Common trade-offs buyers should expect
There is no perfect supplier for every scenario, and strong buyers know that trade-offs are part of the process. A lower-cost product may satisfy a short-term budget target but create replacement issues later. A premium brand may offer stronger long-term value but require a larger upfront commitment. A broad catalog may improve choice, while a narrower specialty offering may simplify technical standardization.
It also depends on how the organization buys. Some procurement teams want visible list pricing to move quickly. Others prefer quote-based buying because it opens room for quantity pricing, shipping coordination, and product alternatives. Neither model is automatically better. The right choice depends on purchasing volume, urgency, and how much guidance the buyer needs.
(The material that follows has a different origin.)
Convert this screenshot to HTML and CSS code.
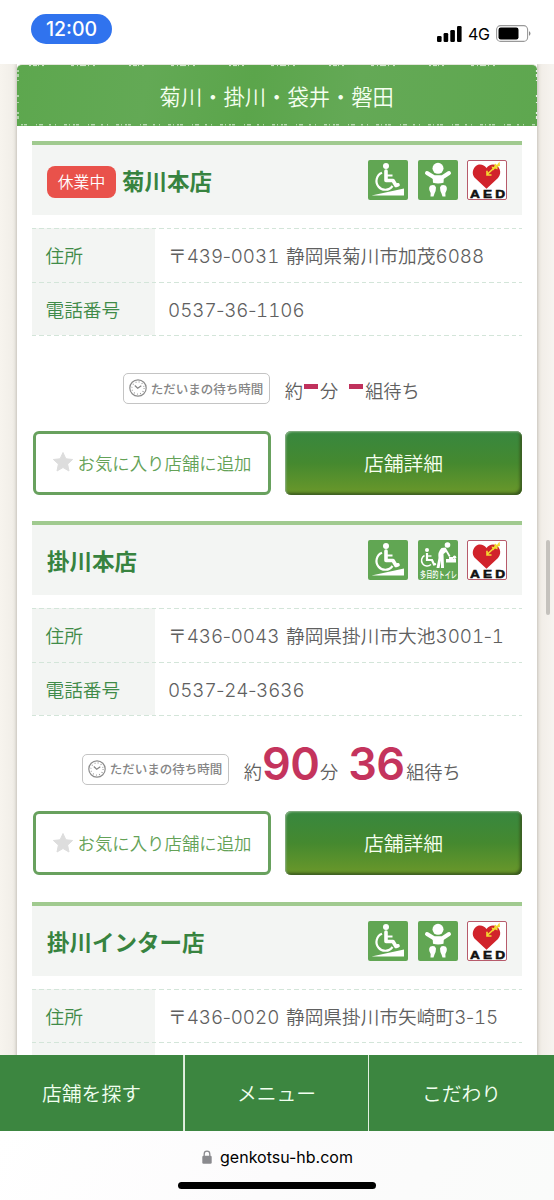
FILE: index.html
```html
<!DOCTYPE html>
<html lang="ja">
<head>
<meta charset="utf-8">
<title>店舗一覧</title>
<link rel="stylesheet" href="styles.css">
</head>
<body>
<svg class="defs" width="0" height="0">
  <defs>
    <symbol id="wheelchair" viewBox="0 0 40 40">
      <rect width="40" height="40" rx="2" fill="#61a653"/>
      <circle cx="18" cy="6" r="3" fill="#fff"/>
      <path d="M18 11V20.500H25L28 25.500L30 24.800" fill="none" stroke="#fff" stroke-width="3.600" stroke-linejoin="round" stroke-linecap="round"/>
      <path d="M18 15.500H24.500" stroke="#fff" stroke-width="2"/>
      <path d="M14 12.800A8.800 8.800 0 1 0 24.500 26" fill="none" stroke="#fff" stroke-width="2.200"/>
      <path d="M3.500 35.500L36 28.500V35.500Z" fill="#fff"/>
    </symbol>
    <symbol id="baby" viewBox="0 0 40 40">
      <rect width="40" height="40" rx="2" fill="#61a653"/>
      <circle cx="20" cy="8.300" r="5.500" fill="#fff"/>
      <path d="M9 13L16 17.200H24.500L31 13" fill="none" stroke="#fff" stroke-width="4" stroke-linecap="round" stroke-linejoin="round"/>
      <path d="M14.500 16H26L25.500 22.800Q20 24 15 22.800Z" fill="#fff"/>
      <path d="M12.500 25.500Q17 24 18 27.500Q18 31 16.500 33.500L15.500 36.500H12.500Q13.500 33 11.500 30.500Q10.500 27 12.500 25.500Z" fill="#fff"/>
      <path d="M27.500 25.500Q23 24 22 27.500Q22 31 23.500 33.500L24.500 36.500H27.500Q26.500 33 28.500 30.500Q29.500 27 27.500 25.500Z" fill="#fff"/>
    </symbol>
    <symbol id="toilet" viewBox="0 0 40 40">
      <rect width="40" height="40" rx="2" fill="#61a653"/>
      <circle cx="9" cy="10" r="2" fill="#fff"/>
      <path d="M9 13V20H14L16 24.500L18 24" fill="none" stroke="#fff" stroke-width="2.200"/>
      <path d="M9 16H13.500" stroke="#fff" stroke-width="1.300"/>
      <path d="M6.500 15.500A5.600 5.600 0 1 0 13 24.500" fill="none" stroke="#fff" stroke-width="1.500"/>
      <circle cx="29.500" cy="5" r="2.800" fill="#fff"/>
      <path d="M27.500 7.500L23.500 8Q19.500 12 20.500 18L18.500 28H21.500L23 20.500V28H26L25.500 14L28 12L31 17L32.500 16Z" fill="#fff"/>
      <path d="M28 19H38V22.500H28ZM31 17H35V19H31Z" fill="#fff"/>
      <circle cx="36.500" cy="17.300" r="1.700" fill="#fff"/>
      <text x="2" y="38" textLength="37" lengthAdjust="spacingAndGlyphs" class="toilet-text">多目的トイレ</text>
    </symbol>
    <symbol id="aed" viewBox="0 0 40 40">
      <rect x=".5" y=".5" width="39" height="39" rx="1.500" fill="#fff" stroke="#b75b6b"/>
      <path d="M19.500 28.800L8 18C3 12.500 7.500 4.500 13 4.500Q17 4.500 19.500 8Q22 4.500 26 4.500C32 4.500 36 12.500 31 18Z" fill="#d1232b"/>
      <path d="M20 14.500L26 9M20 10.800V15H24.500" fill="none" stroke="#f3dc31" stroke-width="1.600"/>
      <path d="M24.500 6.500L27 7L28 3.500L30 5L32.500 1.500L33 6L30.500 6.500L30.500 9.500L28 8.500L26 10.500Z" fill="#f3dc31"/>
      <g transform="translate(3 38) scale(1.300 1)"><text x="0" y="0" textLength="27" lengthAdjust="spacing" class="aed-text">AED</text></g>
    </symbol>
    <symbol id="clock" viewBox="0 0 18 18">
      <circle cx="9" cy="9" r="8.200" fill="none" stroke="#8c8c8c" stroke-width="1.200"/>
      <circle cx="9" cy="9" r="6.100" fill="none" stroke="#8c8c8c" stroke-width="1.200" stroke-dasharray=".8 2.394"/>
      <path d="M5.800 6.500L8.700 9.300L12.300 6.800" fill="none" stroke="#858585" stroke-width="1.200"/>
    </symbol>
    <symbol id="star" viewBox="0 0 20 20">
      <path d="M10 .5L12.900 6.800L19.600 7.500L14.600 12.100L16 19L10 15.500L4 19L5.400 12.100L.4 7.500L7.100 6.800Z" fill="#ddd" stroke="#ddd" stroke-linejoin="round"/>
    </symbol>
  </defs>
</svg>

<header class="status">
  <span class="time">12:00</span>
  <svg class="signal" width="25" height="16" viewBox="0 0 25 16">
    <rect x="0" y="10" width="4.600" height="6" rx="1.200"/><rect x="6.600" y="7" width="4.600" height="9" rx="1.200"/><rect x="13.300" y="4" width="4.600" height="12" rx="1.200"/><rect x="20" y="0" width="4.600" height="16" rx="1.200"/>
  </svg>
  <span class="network">4G</span>
  <svg class="battery" width="36" height="17" viewBox="0 0 36 17">
    <rect x=".6" y=".6" width="31" height="15.800" rx="4" fill="#fff" stroke="#999" stroke-width="1.100"/>
    <rect x="2.500" y="2.500" width="20" height="12" rx="2.200"/>
    <path d="M33 6Q36 8.500 33 11Z" fill="#888"/>
  </svg>
</header>

<main class="page">
  <div class="sheet">
    <h2 class="region">
      <svg class="region-edge" width="521" height="62" viewBox="0 0 521 62" fill="none" stroke="#fff">
        <path d="M12 1.600H508" stroke-dasharray="2 2 4 1 1 3 2 27 3 3 1 2 6 2 1 4 2 34" stroke-width=".9" opacity=".85"/>
        <path d="M4 60.800H518" stroke-dasharray="2 1 3 9 1 2 4 6 2 4 1 8 3 2 1 3" stroke-width="1" opacity=".8"/>
        <path d="M1 6V56M519.500 6V56" stroke-dasharray="2 2 3 3 1 14 2 5 1 9" stroke-width="1.200" opacity=".85"/>
      </svg>
      <span>菊川・掛川・袋井・磐田</span>
    </h2>

    <section class="shop">
      <div class="shop-head">
        <span class="closed">休業中</span>
        <h3>菊川本店</h3>
        <div class="icons"><svg><use href="#wheelchair"/></svg><svg><use href="#baby"/></svg><svg><use href="#aed"/></svg></div>
      </div>
      <dl class="info">
        <dt>住所</dt><dd>〒<b>439<i>-</i>0031</b> 静岡県菊川市加茂<b>6088</b></dd>
        <dt>電話番号</dt><dd><b>0537<i>-</i>36<i>-</i>1106</b></dd>
      </dl>
      <div class="wait">
        <span class="wait-label"><svg><use href="#clock"/></svg>ただいまの待ち時間</span>
        <span>約</span><i class="dash"></i><span>分</span><i class="dash second"></i><span>組待ち</span>
      </div>
      <div class="buttons">
        <a class="favorite"><svg><use href="#star"/></svg>お気に入り店舗に追加</a>
        <a class="detail">店舗詳細</a>
      </div>
    </section>

    <section class="shop">
      <div class="shop-head">
        <h3>掛川本店</h3>
        <div class="icons"><svg><use href="#wheelchair"/></svg><svg><use href="#toilet"/></svg><svg><use href="#aed"/></svg></div>
      </div>
      <dl class="info">
        <dt>住所</dt><dd>〒<b>436<i>-</i>0043</b> 静岡県掛川市大池<b>3001<i>-</i>1</b></dd>
        <dt>電話番号</dt><dd><b>0537<i>-</i>24<i>-</i>3636</b></dd>
      </dl>
      <div class="wait">
        <span class="wait-label"><svg><use href="#clock"/></svg>ただいまの待ち時間</span>
        <span>約</span><strong>90</strong><span>分</span><strong class="second">36</strong><span>組待ち</span>
      </div>
      <div class="buttons">
        <a class="favorite"><svg><use href="#star"/></svg>お気に入り店舗に追加</a>
        <a class="detail">店舗詳細</a>
      </div>
    </section>

    <section class="shop">
      <div class="shop-head">
        <h3>掛川インター店</h3>
        <div class="icons"><svg><use href="#wheelchair"/></svg><svg><use href="#baby"/></svg><svg><use href="#aed"/></svg></div>
      </div>
      <dl class="info">
        <dt>住所</dt><dd>〒<b>436<i>-</i>0020</b> 静岡県掛川市矢崎町<b>3<i>-</i>15</b></dd>
        <dt></dt><dd></dd>
      </dl>
    </section>
  </div>
  <div class="scrollbar"></div>
</main>

<nav class="tabs">
  <a>店舗を探す</a><a>メニュー</a><a>こだわり</a>
</nav>

<footer class="browser">
  <div class="address">
    <svg width="10" height="14" viewBox="0 0 10 14"><path d="M2.200 6V4A2.800 2.800 0 0 1 7.800 4V6" fill="none" stroke="#8a8a8e" stroke-width="1.300"/><rect x=".3" y="5.800" width="9.400" height="8" rx="1.300" fill="#8a8a8e"/></svg>
    <span>genkotsu-hb.com</span>
  </div>
  <div class="home"></div>
</footer>
</body>
</html>
```
FILE: styles.css
```css
* { box-sizing: border-box; }
body {
  margin: 0;
  width: 554px;
  height: 1200px;
  overflow: hidden;
  display: flex;
  flex-direction: column;
  background: #fff;
  font-family: "Noto Sans CJK JP", sans-serif;
  font-weight: 350;
  color: #606060;
}
h2, h3, dl, dd { margin: 0; }
.defs { position: absolute; }

.status {
  height: 64px;
  flex: none;
  display: flex;
  align-items: center;
  padding: 3px 22px 0 31px;
  font-family: Inter, sans-serif;
  color: #000;
}
.time {
  width: 81px;
  height: 30px;
  margin: -10px auto 0 0;
  border-radius: 15px;
  background: #3073ee;
  color: #fff;
  font-size: 19.500px;
  font-weight: 500;
  line-height: 30px;
  text-align: center;
}
.signal { margin-right: 6px; }
.network { margin-right: 6px; width: 22px; font-size: 16px; font-weight: 400; letter-spacing: -.3px; }

.page {
  flex: 1;
  position: relative;
  overflow: hidden;
  background: linear-gradient(90deg, #f7f4ee, #f1eee8 14px, #f1ede7 540px, #f7f4f0);
}
.sheet {
  width: 520.500px;
  height: 1100px;
  margin-left: 16.500px;
  background: #fff;
  box-shadow: 0 0 4px rgba(70, 65, 50, .4);
}
.region {
  position: relative;
  height: 62px;
  margin-bottom: 15px;
  border-top: 1.500px solid #e4e7dc;
  background: linear-gradient(100deg, #5da74e, #63a955 25%, #5ba54b 45%, #64a956 65%, #5ea74f);
  color: #f5fff0;
  font-size: 21.300px;
  font-weight: 350;
  line-height: 61px;
  text-align: center;
  border-radius: 5px 5px 0 0;
}
.region-edge { position: absolute; left: 0; top: -1px; }

.shop { height: 380.300px; margin: 0 15.500px 0 15.500px; }
.shop-head {
  height: 74px;
  display: flex;
  align-items: center;
  padding: 0 14.500px 0 15px;
  border-top: 4px solid #a0ca8f;
  background: #f3f5f3;
}
.closed {
  width: 69px;
  height: 32px;
  margin: 3px 6px 0 0;
  border-radius: 8px;
  background: #e9524b;
  color: #fff;
  font-size: 15.800px;
  line-height: 31px;
  text-align: center;
}
h3 { color: #37833f; font-size: 22.500px; font-weight: 700; line-height: 30px; }
.icons { display: flex; gap: 9.500px; margin-left: auto; }
.icons svg { width: 40px; height: 40px; display: block; }
.aed-text { font: 900 10.500px "Liberation Sans", Arial, sans-serif; fill: #111; stroke: #111; stroke-width: .5px; }
.toilet-text { font: 500 9.500px "Noto Sans CJK JP", sans-serif; fill: #fff; }

.info {
  margin-top: 13px;
  display: grid;
  grid-template-columns: 123px 1fr;
  grid-template-rows: 53.600px 53.600px;
  background:
    repeating-linear-gradient(90deg, #d3e5d9 0 4.500px, transparent 4.500px 7.500px) 0 0 / 100% 1.300px no-repeat,
    repeating-linear-gradient(90deg, #d3e5d9 0 4.500px, transparent 4.500px 7.500px) 0 53.600px / 100% 1.300px no-repeat,
    repeating-linear-gradient(90deg, #d3e5d9 0 4.500px, transparent 4.500px 7.500px) 0 107.200px / 100% 1.300px no-repeat,
    linear-gradient(#f3f5f3, #f3f5f3) 0 0 / 123px 107px no-repeat;
  padding-bottom: 1.300px;
  font-size: 18.700px;
  line-height: 53px;
  word-spacing: 2.500px;
  white-space: nowrap;
}
dt { padding-left: 13.500px; color: #3f8b48; }
dd { padding-left: 13px; }
dd b {
  font-family: Inter, sans-serif;
  font-size: 18.800px;
  font-weight: 300;
  font-variant-numeric: tabular-nums;
}
dd i { font-style: normal; margin: 0 -2.300px; }

.wait {
  height: 94px;
  display: flex;
  align-items: flex-end;
  justify-content: center;
  padding: 0 11px 26px 0;
  font-size: 18.200px;
  line-height: 27px;
}
.wait-label {
  width: 147px;
  height: 31px;
  display: flex;
  align-items: center;
  gap: 4px;
  margin-right: 15px;
  padding: 0 0 1px 5px;
  border: 1.500px solid #c4c4c4;
  border-radius: 5px;
  color: #858585;
  font-size: 12.500px;
  font-weight: 500;
  white-space: nowrap;
}
.wait-label svg { width: 18px; height: 18px; flex: none; }
.dash { width: 14px; height: 5px; margin: 0 2px 15px 1px; background: #c0315c; }
.dash.second { margin-left: 11px; }
.wait strong {
  width: 57px;
  margin: 0 1px 1px 0;
  color: #c4345d;
  font: 600 45px/40px Inter, sans-serif;
  letter-spacing: -.5px;
}
.wait strong.second { margin-left: 10px; }

.buttons { display: grid; grid-template-columns: 238px 237px; gap: 14px; padding: .5px 0 0 1px; }
.buttons a { height: 64px; display: flex; align-items: center; justify-content: center; border-radius: 6px; padding-bottom: 1px; }
.buttons .favorite { border: 3px solid #68a15e; color: #64a257; font-size: 17.400px; gap: 5px; }
.favorite svg { width: 20px; height: 20px; }
.detail {
  background: linear-gradient(#37873f, #45892f 50%, #6b982a);
  box-shadow: inset 1px 1px 2px #91b68f, inset -2px -2px 3px #36551c;
  color: #f7fff0;
  font-size: 19.800px;
}
.scrollbar { position: absolute; left: 546px; top: 476px; width: 4px; height: 75px; border-radius: 2px; background: #c5c2bd; }

.tabs { height: 76px; flex: none; display: grid; grid-template-columns: 184px 184px 186px; background: #3c8640; }
.tabs a { color: #f1fff0; font-size: 19.800px; line-height: 75px; text-align: center; }
.tabs a + a { border-left: 1px solid #e3f0e1; }
.tabs a:first-child { border-right: 1px solid #d9ead8; }

.browser { height: 69.500px; flex: none; background: linear-gradient(120deg, #fff, #fcfbfc 50%, #fafbfa); color: #000; }
.address {
  height: 51px;
  display: flex;
  align-items: center;
  justify-content: center;
  gap: 8px;
  padding: 1px 0 0 1px;
  font: 400 16px Inter, sans-serif;
}
.home { width: 198px; height: 7px; margin: 0 auto; border-radius: 4px; background: #000; }
```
The important part is working with a supplier that is transparent about those trade-offs. Good sourcing is not about pushing one answer. It is about matching available hardware to the realities of budget, deployment, and long-term support.
What strong supplier relationships look like over time
The first order is only the beginning. Over time, the best supplier relationships become more efficient because the vendor understands the account, the preferred brands, and the pace of procurement. That leads to faster quoting, better product continuity, and less internal effort for the buyer.
This matters even more in communication-heavy environments where downtime has an operational cost. When devices fail, teams need replacements quickly. When new locations open, equipment has to be sourced without rebuilding the specification process from scratch. When budgets shift, alternative options need to be available without sacrificing reliability.
A strong supplier helps create that continuity. It gives buyers confidence that they can return for the next phase of purchasing with less friction and better visibility into what is possible.
The smartest sourcing decision is usually not the loudest brand or the cheapest device. It is the supplier relationship that keeps your communication hardware practical, scalable, and ready for the way your operation actually works.